Affected SDK versions

2.6.0, 2.7.0 and 2.8.0.

Latest working SDK version

None

Did you confirm if the latest SDK version fixes the bug?

Yes

Kotlin / Java version

1.9.22

Gradle / AGP version

8.3.1

Other dependencies versions

Tried with work manager 2.9.0 & 2.8.1

Device Information

No response

Other relevant information

No response

@nicbell nicbell added the bug Something isn't working label Apr 29, 2024
@0xnm
Copy link
Contributor

0xnm commented Apr 30, 2024

Hello @nicbell!

In order to better understand the issue, I have the following questions:

  • does it happen only on a particular device/OS version?
  • do you see such errors only for RUM, or, if you are using other features, you see such errors also for, say, Logs, etc.?
  • do you see any successful uploads on this device, or all the RUM uploads are like that?
  • do you see any other errors from Datadog SDK in Logcat?

@MikeFot
Copy link

MikeFot commented May 1, 2024

Hello! I can provide provide additional info on the issue as I am working with @nicbell:

General Info

  • This is happening across multiple devices and supported OS versions in our Production Environment
  • We can verify that the events are being tracked correctly by our other Analytics implementations and we can compare the numbers
  • This is mostly happening when the app is in the background e.g. there is a push notification rendered event that we can verify is tracked in another platform 8300 times but only 2300 times in Datadog, even though they are going through the same in-app funnel so we have verified they are submitted to the analytics integrations identically
    • We have also verified that 8300 is the expected number from other sources
  • Success rate for events showing up on the Datadog Dashboards is much higher when the app is in the foreground but there is still a percentage of missing events

We are looking at ~70% of events lost when the app is in the Background and possibly ~10% in the Foreground. Please note that these are Rough estimates as this is an ongoing investigation.

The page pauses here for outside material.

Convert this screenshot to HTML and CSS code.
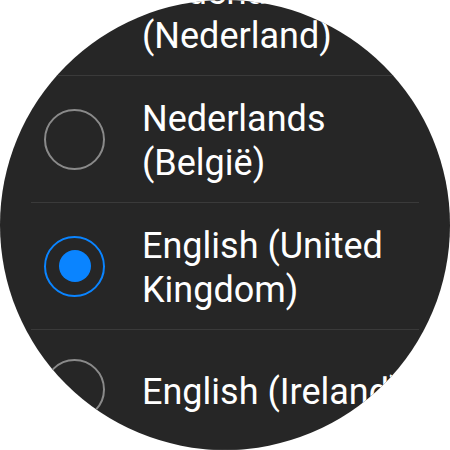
FILE: index.html
```html
<!DOCTYPE html>
<html>
<head>
  <link rel="stylesheet" href="styles.css">
</head>
<body>
  <div class="watch">
    <ul class="lang-list">
      <li class="item">
        <span class="radio"></span>
        <span class="label">Nederlands (Nederland)</span>
      </li>
      <li class="item">
        <span class="radio"></span>
        <span class="label">Nederlands (België)</span>
      </li>
      <li class="item">
        <span class="radio checked"></span>
        <span class="label">English (United Kingdom)</span>
      </li>
      <li class="item">
        <span class="radio"></span>
        <span class="label single">English (Ireland)</span>
      </li>
    </ul>
  </div>
</body>
</html>
```

FILE: styles.css
```css
body { margin: 0; background: #fff; }
.watch {
  width: 450px;
  height: 450px;
  border-radius: 50%;
  overflow: hidden;
  background: #262626;
  font-family: Roboto, "Noto Sans", sans-serif;
  color: #fff;
}
.lang-list {
  list-style: none;
  margin: -51px 0 0;
  padding: 0;
}
.item {
  display: flex;
  align-items: center;
  min-height: 120px;
  box-sizing: border-box;
  margin: 0 31px;
  padding: 17px 0 17px 13px;
  border-bottom: 1px solid #3a3a3a;
}
.radio {
  flex: none;
  width: 61px;
  height: 61px;
  box-sizing: border-box;
  border: 2px solid #8a8a8a;
  border-radius: 50%;
  display: flex;
  align-items: center;
  justify-content: center;
  margin-right: 37px;
}
.radio.checked { border-color: #0a84ff; }
.radio.checked::after {
  content: "";
  width: 32px;
  height: 32px;
  border-radius: 50%;
  background: #0a84ff;
}
.label {
  flex: 1;
  font-size: 36px;
  line-height: 44px;
  padding-top: 4px;
}
.single { white-space: nowrap; }
```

Additional Investigations Performed

  • As @nicbell mentioned, we have tried out 2.6.0, 2.7.0 and 2.8.0
  • Additionally reverted to SDK version 2.1.0 and noticed that background events were being tracked more reliably
    • There were still missing events in general and the aforementioned error is in the logs but not at the scale that we are observing in the tested versions
  • Downgraded our Work Manager to match the version packaged with the Datadog SDK but there was no improvement

Error Log

This is the only Datadog error we are seeing in the logs, and we have tried with all log levels, and the additional sdk log artifact enabled just in case it provided more info. The error is logged multiple times per session.

[_dd.sdk_core.default]: Batch 238f8a16-f0ea-4eef-a7b0-43bf873d65fb [18036 bytes] (RUM Request) failed because of an unknown error; the batch was dropped.

Example of this occurring consecutively within 1 second with timestamps:

11:51:32.467  E  [_dd.sdk_core.default]: Batch 5da558ea-607e-4191-bbf1-6b0b83b67812 [132314 bytes] (RUM Request) failed because of an unknown error; the batch was dropped.
11:51:40.923  E  [_dd.sdk_core.default]: Batch 42bb555e-24ef-4982-b2c9-50c6eb836bf4 [39492 bytes] (RUM Request) failed because of an unknown error; the batch was dropped.
11:51:48.583  E  [_dd.sdk_core.default]: Batch 07a75b5c-5418-42b3-a1eb-feab9648f5d8 [136818 bytes] (RUM Request) failed because of an unknown error; the batch was dropped.
11:51:55.512  E  [_dd.sdk_core.default]: Batch 3671f32d-2b38-4103-bb09-22a41ae758d4 [415 bytes] (RUM Request) failed because of an unknown error; the batch was dropped.
11:52:08.268  E  [_dd.sdk_core.default]: Batch f22c39ac-8c79-4088-a257-78f4be337672 [653 bytes] (RUM Request) failed because of an unknown error; the batch was dropped.

Work Manager

We can occasionally see the Work Manager succeeding. Have not seen any erroneous Worker results in the logs.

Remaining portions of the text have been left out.